We must keep in mind that not all growth is favorable. Expansion may strain managers' capacity to monitor and handle the firm's operations. Also, in the net, it may be worth less. Careful NPV analysis can eliminate bad growth decisions from good ones. **Internal growth rate**, or the maximum growth rate a firm can achieve without restoring to external financing is often what confuses the distinciton. It's esentially the growth a firm can supply by reinvesting its earnings. A more commonly used measure is the**sustainable growth rate**, or the maximum growth rate a firm can achieve without issuing new equity or increasing its debt-to-equity ratio.
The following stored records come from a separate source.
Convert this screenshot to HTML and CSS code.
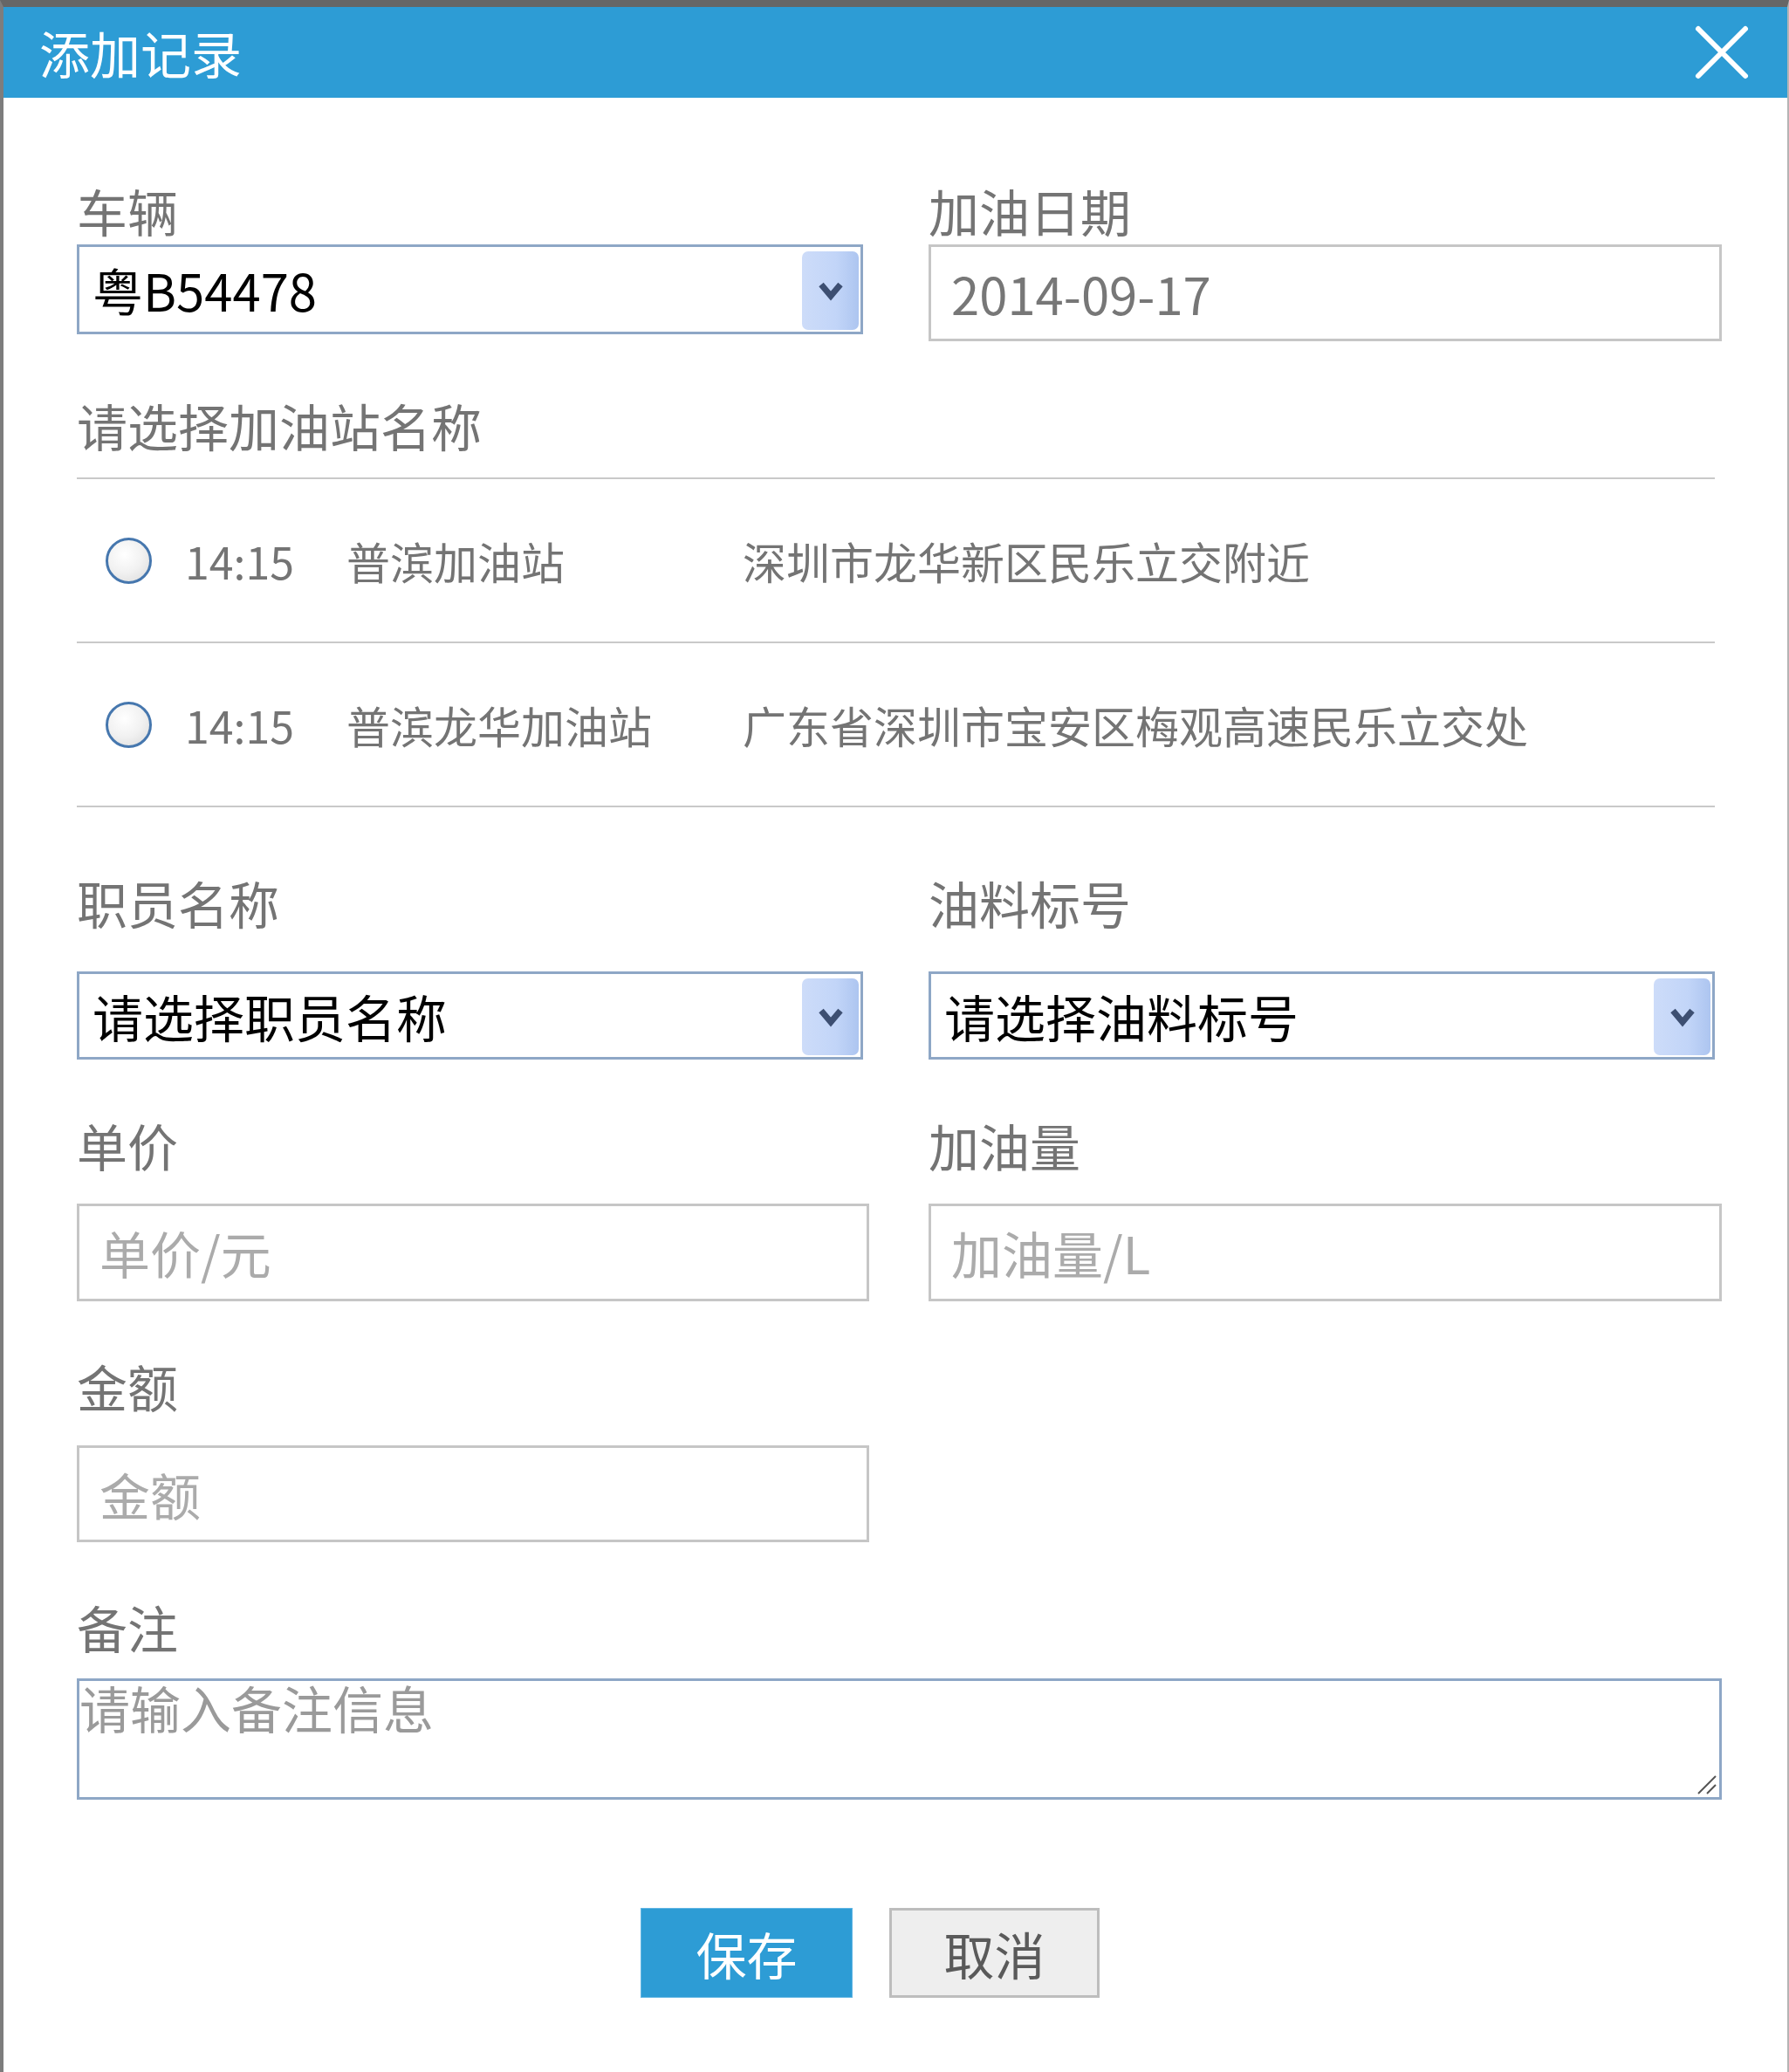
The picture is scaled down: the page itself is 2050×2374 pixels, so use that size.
FILE: index.html
```html
<!DOCTYPE html>
<html lang="zh-CN">
<head>
<meta charset="utf-8">
<title>添加记录</title>
<link rel="stylesheet" href="styles.css">
</head>
<body>
<div class="dialog">
  <div class="header">
    <div class="title">添加记录</div>
    <svg class="close" width="66" height="66" viewBox="0 0 66 66"><path d="M6 6 L60 60 M60 6 L6 60" stroke="#fff" stroke-width="6" stroke-linecap="round" fill="none"/></svg>
  </div>
  <div class="body">
    <div class="grid first">
      <div class="field">
        <div class="label">车辆</div>
        <div class="select">
          <span class="sel-text">粤B54478</span>
          <span class="drop"><svg width="32" height="26" viewBox="0 0 32 26"><path d="M5 6 L16 19 L27 6" stroke="#3d4f72" stroke-width="7" fill="none"/></svg></span>
        </div>
      </div>
      <div class="field">
        <div class="label">加油日期</div>
        <input class="input date" type="text" value="2014-09-17">
      </div>
    </div>

    <div class="label section">请选择加油站名称</div>
    <div class="stations">
      <div class="station">
        <span class="radio"></span>
        <span class="time">14:15</span>
        <span class="name">普滨加油站</span>
        <span class="addr">深圳市龙华新区民乐立交附近</span>
      </div>
      <div class="station">
        <span class="radio"></span>
        <span class="time">14:15</span>
        <span class="name">普滨龙华加油站</span>
        <span class="addr">广东省深圳市宝安区梅观高速民乐立交处</span>
      </div>
    </div>

    <div class="grid second">
      <div class="field">
        <div class="label">职员名称</div>
        <div class="select gap47">
          <span class="sel-text">请选择职员名称</span>
          <span class="drop"><svg width="32" height="26" viewBox="0 0 32 26"><path d="M5 6 L16 19 L27 6" stroke="#3d4f72" stroke-width="7" fill="none"/></svg></span>
        </div>
      </div>
      <div class="field">
        <div class="label">油料标号</div>
        <div class="select gap47">
          <span class="sel-text">请选择油料标号</span>
          <span class="drop"><svg width="32" height="26" viewBox="0 0 32 26"><path d="M5 6 L16 19 L27 6" stroke="#3d4f72" stroke-width="7" fill="none"/></svg></span>
        </div>
      </div>
    </div>

    <div class="grid third">
      <div class="field">
        <div class="label">单价</div>
        <input class="input gap35" type="text" placeholder="单价/元">
      </div>
      <div class="field">
        <div class="label">加油量</div>
        <input class="input gap35" type="text" placeholder="加油量/L">
      </div>
    </div>

    <div class="grid fourth">
      <div class="field">
        <div class="label">金额</div>
        <input class="input gap36" type="text" placeholder="金额">
      </div>
    </div>

    <div class="field fifth">
      <div class="label">备注</div>
      <div class="ta-wrap">
        <textarea class="textarea" placeholder="请输入备注信息"></textarea>
        <svg class="grip" width="28" height="28" viewBox="0 0 28 28"><path d="M26 6 L6 26 M26 16 L16 26" stroke="#555" stroke-width="2" fill="none"/></svg>
      </div>
    </div>

    <div class="buttons">
      <button class="btn save">保存</button>
      <button class="btn cancel">取消</button>
    </div>
  </div>
</div>
</body>
</html>
```
FILE: styles.css
```css
html, body {
  margin: 0;
  padding: 0;
  background: #fff;
}
body {
  font-family: "Noto Sans CJK SC", "Noto Sans", sans-serif;
}
.dialog {
  border-top: 8px solid #666;
  border-left: 4px solid #7d7d7d;
  border-right: 2px solid #b4b4b4;
  height: 2366px;
  background: #fff;
}
.header {
  height: 104px;
  background: #2d9cd5;
  display: flex;
  align-items: center;
  justify-content: space-between;
  padding: 0 42px 0 41px;
}
.title {
  color: #fff;
  font-size: 58px;
  line-height: 58px;
}
.close {
  display: block;
}
.body {
  padding: 97px 75px 0 84px;
}
.grid {
  display: grid;
  grid-template-columns: 908px 909px;
  column-gap: 68px;
}
.field {
  display: flex;
  flex-direction: column;
}
.label {
  font-size: 58px;
  line-height: 64px;
  height: 64px;
  color: #747474;
  white-space: nowrap;
}
.select {
  position: relative;
  box-sizing: border-box;
  width: 901px;
  height: 103px;
  margin-top: 7px;
  border: 3px solid #8ea7c6;
  display: flex;
  align-items: center;
  padding-left: 15px;
  background: #fff;
}
.select.gap47 {
  margin-top: 47px;
  height: 101px;
}
.sel-text {
  font-size: 58px;
  line-height: 64px;
  color: #000;
}
.drop {
  position: absolute;
  top: 5px;
  bottom: 2px;
  right: 2px;
  width: 65px;
  border-radius: 7px;
  background: linear-gradient(90deg, #cddcf9 0%, #c2d5f8 60%, #adc5f0 100%);
  display: flex;
  align-items: center;
  justify-content: center;
}
.drop svg {
  display: block;
}
.input {
  box-sizing: border-box;
  width: 100%;
  height: 111px;
  margin-top: 7px;
  border: 3px solid #c6c6c6;
  padding: 0 0 0 23px;
  font-family: inherit;
  font-size: 58px;
  color: #777;
  background: #fff;
  outline: none;
}
.input::placeholder {
  color: #ababab;
}
.input.gap35 {
  margin-top: 35px;
  height: 112px;
}
.input.gap36 {
  margin-top: 36px;
}
.section {
  margin-top: 64px;
}
.stations {
  margin-top: 28px;
  width: 1877px;
  border-top: 2px solid #c9c9c9;
}
.station {
  height: 186px;
  border-bottom: 2px solid #c9c9c9;
  display: grid;
  grid-template-columns: 53px 223px 454px auto;
  column-gap: 0;
  align-items: center;
  padding-left: 33px;
  font-size: 50px;
  color: #747474;
  white-space: nowrap;
}
.radio {
  box-sizing: border-box;
  width: 53px;
  height: 53px;
  border-radius: 50%;
  border: 3px solid #4677ae;
  background: radial-gradient(circle at 40% 35%, #ffffff 0%, #f1f1f1 50%, #d9d9d9 100%);
}
.time {
  padding-left: 38px;
}
.second {
  margin-top: 77px;
}
.third {
  margin-top: 66px;
}
.fourth {
  margin-top: 65px;
}
.fifth {
  margin-top: 65px;
}
.ta-wrap {
  position: relative;
  margin-top: 27px;
  width: 1885px;
  height: 139px;
}
.textarea {
  box-sizing: border-box;
  display: block;
  width: 1885px;
  height: 139px;
  border: 3px solid #8ea7c6;
  padding: 0;
  margin: 0;
  resize: none;
  outline: none;
  font-family: inherit;
  font-size: 58px;
  line-height: 60px;
  color: #333;
}
.textarea::placeholder {
  color: #9a9a9a;
}
.grip {
  position: absolute;
  right: 5px;
  bottom: 5px;
}
.buttons {
  margin-top: 124px;
  display: flex;
  gap: 42px;
  padding-left: 646px;
}
.btn {
  box-sizing: border-box;
  height: 103px;
  font-family: inherit;
  font-size: 58px;
  line-height: 1;
  padding: 0;
  cursor: pointer;
}
.save {
  width: 243px;
  background: #2d9cd5;
  border: 1px solid #62b6e4;
  color: #fff;
}
.cancel {
  width: 241px;
  background: #eeeeee;
  border: 3px solid #bdbdbd;
  color: #5a5a5a;
}
```
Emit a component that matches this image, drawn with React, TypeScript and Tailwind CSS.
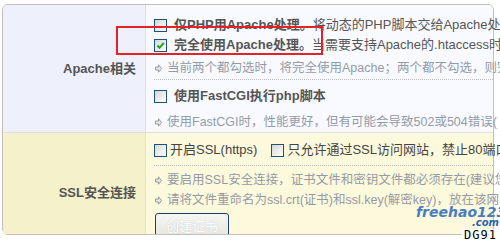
const font = { fontFamily: '"Liberation Sans", "Noto Sans CJK SC", sans-serif' };

const Box = ({ checked = false }: { checked?: boolean }) => (
  <span className="relative inline-block w-[13px] h-[13px] shrink-0 border border-[#1c5180] bg-gradient-to-br from-[#d8d8d2] to-white">
    {checked && (
      <svg viewBox="0 0 11 11" className="absolute left-0 top-0 w-[11px] h-[11px]">
        <path d="M2.5 5.5 L4.5 7.8 L8.8 2.8" stroke="#1fa21f" strokeWidth="2" fill="none" />
      </svg>
    )}
  </span>
);

const Arrow = () => (
  <svg viewBox="0 0 7 9" className="w-[7px] h-[9px] shrink-0">
    <path d="M0.5 3 H3.5 V0.8 L6.5 4.5 L3.5 8.2 V6 H0.5 Z" fill="#e6e6e6" stroke="#9a9a9a" strokeWidth="1" />
  </svg>
);

const Hint = ({ children }: { children: React.ReactNode }) => (
  <div className="flex items-center gap-[5px] h-5 pl-px whitespace-nowrap text-[12.5px] text-[#959ba6]">
    <Arrow />
    <span>{children}</span>
  </div>
);

const App = () => {
  return (
    <div className="relative w-[500px] h-[240px] bg-white overflow-hidden text-[13px]" style={font}>
      <div className="absolute left-[2px] top-[4px] w-[492px] h-[231px] border border-[#cbbcbc] rounded-[6px] overflow-y-clip overflow-x-visible">
        <div className="grid grid-cols-[143px_1fr] h-full grid-rows-[128px_1fr]">
          {/* Apache row */}
          <div className="bg-[#eef1fc] rounded-tl-[5px] border-r border-b border-[#dae0ec] flex items-center justify-end pr-[9px] font-bold text-[#555]">
            Apache相关
          </div>
          <div className="bg-[#f8faff] rounded-tr-[5px] border-b border-[#dae0ec] pl-2 pt-[10px] whitespace-nowrap min-w-0">
            <div className="flex items-center gap-[7px] h-5 text-[#555]">
              <Box />
              <span><b>仅PHP用Apache处理。</b>将动态的PHP脚本交给Apache处理</span>
            </div>
            <div className="flex items-center gap-[7px] h-5 text-[#555]">
              <Box checked />
              <span><b>完全使用Apache处理。</b>当需要支持Apache的.htaccess时</span>
            </div>
            <div className="mt-[3px]">
              <Hint>当前两个都勾选时，将完全使用Apache；两个都不勾选，则完全使用</Hint>
            </div>
            <div className="border-t border-dotted border-[#bbb] mt-[1px]" />
            <div className="flex items-center gap-[7px] h-5 mt-[6px] text-[#555]">
              <Box />
              <b>使用FastCGI执行php脚本</b>
            </div>
            <div className="mt-[6px]">
              <Hint>使用FastCGI时，性能更好，但有可能会导致502或504错误(</Hint>
            </div>
          </div>

          {/* SSL row */}
          <div className="bg-[#f4f1cb] rounded-bl-[5px] border-r border-[#dae0ec] flex items-center justify-end pr-[9px] pt-[12px] font-bold text-[#555]">
            SSL安全连接
          </div>
          <div className="bg-[#fcf9dc] rounded-br-[5px] pl-2 pt-[9px] whitespace-nowrap min-w-0">
            <div className="flex items-center h-4 text-[#444]">
              <Box />
              <span className="ml-[3px]">开启SSL(https)</span>
              <span className="ml-[14px] flex"><Box /></span>
              <span className="ml-[3px]">只允许通过SSL访问网站，禁止80端口</span>
            </div>
            <div className="border-t border-dotted border-[#bbb] mt-[7px]" />
            <div className="mt-[4px]">
              <Hint>要启用SSL安全连接，证书文件和密钥文件都必须存在(建议您先</Hint>
            </div>
            <Hint>请将文件重命名为ssl.crt(证书)和ssl.key(解密key)，放在该网站</Hint>
            <button className="mt-[3px] ml-px w-[74px] h-[28px] rounded-[3px] border border-[#1f3f6c] bg-gradient-to-b from-[#f6f6f2] to-[#e4e4de] text-white text-[13px] [text-shadow:0_0_1px_#bbb]">
              创建证书
            </button>
          </div>
        </div>
      </div>

      {/* red highlight */}
      <div className="absolute left-[116px] top-[26px] w-[207px] h-[29px] border-2 border-[#e2242a]" />

      {/* watermark */}
      <div className="absolute left-[416px] top-[205px] text-[#4a7cc0] font-bold italic text-[14px] leading-none" style={{ fontFamily: '"DejaVu Sans", sans-serif' }}>
        freehao123
      </div>
      <div className="absolute left-[472px] top-[218px] text-[#2a5fb0] font-bold italic text-[10px] leading-none" style={{ fontFamily: '"DejaVu Sans", sans-serif' }}>
        .com
      </div>
      <div className="absolute left-[462px] top-[229px] px-[2px] bg-white text-black text-[12px] leading-none tracking-[1px]" style={{ fontFamily: '"DejaVu Sans Mono", monospace' }}>
        DG91
      </div>
    </div>
  );
};

export default App;
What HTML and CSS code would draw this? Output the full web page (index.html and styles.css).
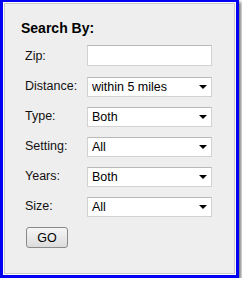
FILE: index.html
```html
<!DOCTYPE html>
<html lang="en">
<head>
  <meta charset="UTF-8">
  <title>Search By</title>
  <link rel="stylesheet" href="styles.css">
</head>
<body>
  <div class="frame">
    <div class="panel">
      <h3 class="title">Search By:</h3>
      <form class="search-form">
        <label class="label">Zip:</label>
        <input class="field zip" type="text">

        <label class="label">Distance:</label>
        <div class="select-wrap">
          <select class="field"><option>within 5 miles</option></select>
        </div>

        <label class="label">Type:</label>
        <div class="select-wrap">
          <select class="field"><option>Both</option></select>
        </div>

        <label class="label">Setting:</label>
        <div class="select-wrap">
          <select class="field"><option>All</option></select>
        </div>

        <label class="label">Years:</label>
        <div class="select-wrap">
          <select class="field"><option>Both</option></select>
        </div>

        <label class="label">Size:</label>
        <div class="select-wrap">
          <select class="field"><option>All</option></select>
        </div>
      </form>
      <button class="go" type="button">GO</button>
    </div>
  </div>
</body>
</html>
```

FILE: styles.css
```css
body, html {
  margin: 0;
  padding: 0;
  background-color: #ffffff;
  font-family: "Liberation Sans", Arial, sans-serif;
}

.frame {
  width: 239px;
  height: 278px;
  box-sizing: border-box;
  border: 3px solid #0000f2;
  border-top-width: 2px;
  padding: 1px;
  background-color: #ffffff;
  box-shadow: 2px 2px 3px rgba(0, 0, 0, 0.55);
}

.panel {
  height: 100%;
  box-sizing: border-box;
  border: 1px solid #c9c9c9;
  background-color: #eeeeee;
  padding: 16px 0 0 16px;
}

.title {
  margin: 0 0 10px 0;
  font-size: 14px;
  line-height: 16px;
  font-weight: bold;
  color: #000000;
}

.search-form {
  display: grid;
  grid-template-columns: 62px 125px;
  grid-auto-rows: 20px;
  row-gap: 10px;
  padding-left: 4px;
  align-items: center;
}

.label {
  font-size: 12.5px;
  color: #111111;
}

.field {
  width: 125px;
  height: 20px;
  box-sizing: border-box;
  margin: 0;
  border: 1px solid #d2d2d2;
  border-top-color: #b9b9b9;
  background-color: #ffffff;
  font-family: "Liberation Sans", Arial, sans-serif;
  font-size: 12.5px;
  color: #000000;
  padding: 0 4px;
  -webkit-appearance: none;
  appearance: none;
  border-radius: 0;
  outline: none;
}

.zip {
  height: 21px;
  margin-bottom: 1px;
}

.select-wrap {
  position: relative;
  height: 20px;
  margin-top: 2px;
}

.select-wrap::after {
  content: "";
  position: absolute;
  right: 5px;
  top: 8px;
  border-left: 4px solid transparent;
  border-right: 4px solid transparent;
  border-top: 4px solid #000000;
  pointer-events: none;
}

.go {
  margin: 11px 0 0 5px;
  width: 42px;
  height: 21px;
  border: 1px solid #8a8a8a;
  border-radius: 3px;
  background: linear-gradient(#f6f6f6, #dcdcdc);
  font-family: "Liberation Sans", Arial, sans-serif;
  font-size: 12.5px;
  color: #000000;
  padding: 0;
}
```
The Internal Growth Rate can be calculated by:

Internal Growth Rate = (Net Income / Begining Assets) x (1 - payout ratio)= ROA x retention rate

This retention rate is often called the **plowback ratio**, calculated as one minus the payout ratio of the firm. The Sustainable Growth Rate is calculated by:

Sustainable Growth Rate = (Net Income / Beginning Equity) x (1 - payout ratio)= ROE x retention rateSince your ROE will be larger than your ROA anytime you have debt, the sustainable growth rate will be greater than your internal growth rate. Even though the internal assumes no financing, the sustainable assumes you will make some use of outside financing equal to the amount of new debt that will keep your debt-to-equity ratio constant as your equity grows through reinvested net income. When forecasting growth greater than your internal growth rate, you are going to have to minimize your payout ratio, plan to raise additional external financing, or a combination of both. If your growth forecasted is bigger than your sustainable growth rate, you will have to increase plowback ratio, raise additional equity, or increase leverage. The downside of these rates is that they cannot tell you if your planned growth increases or decreases a firm's value.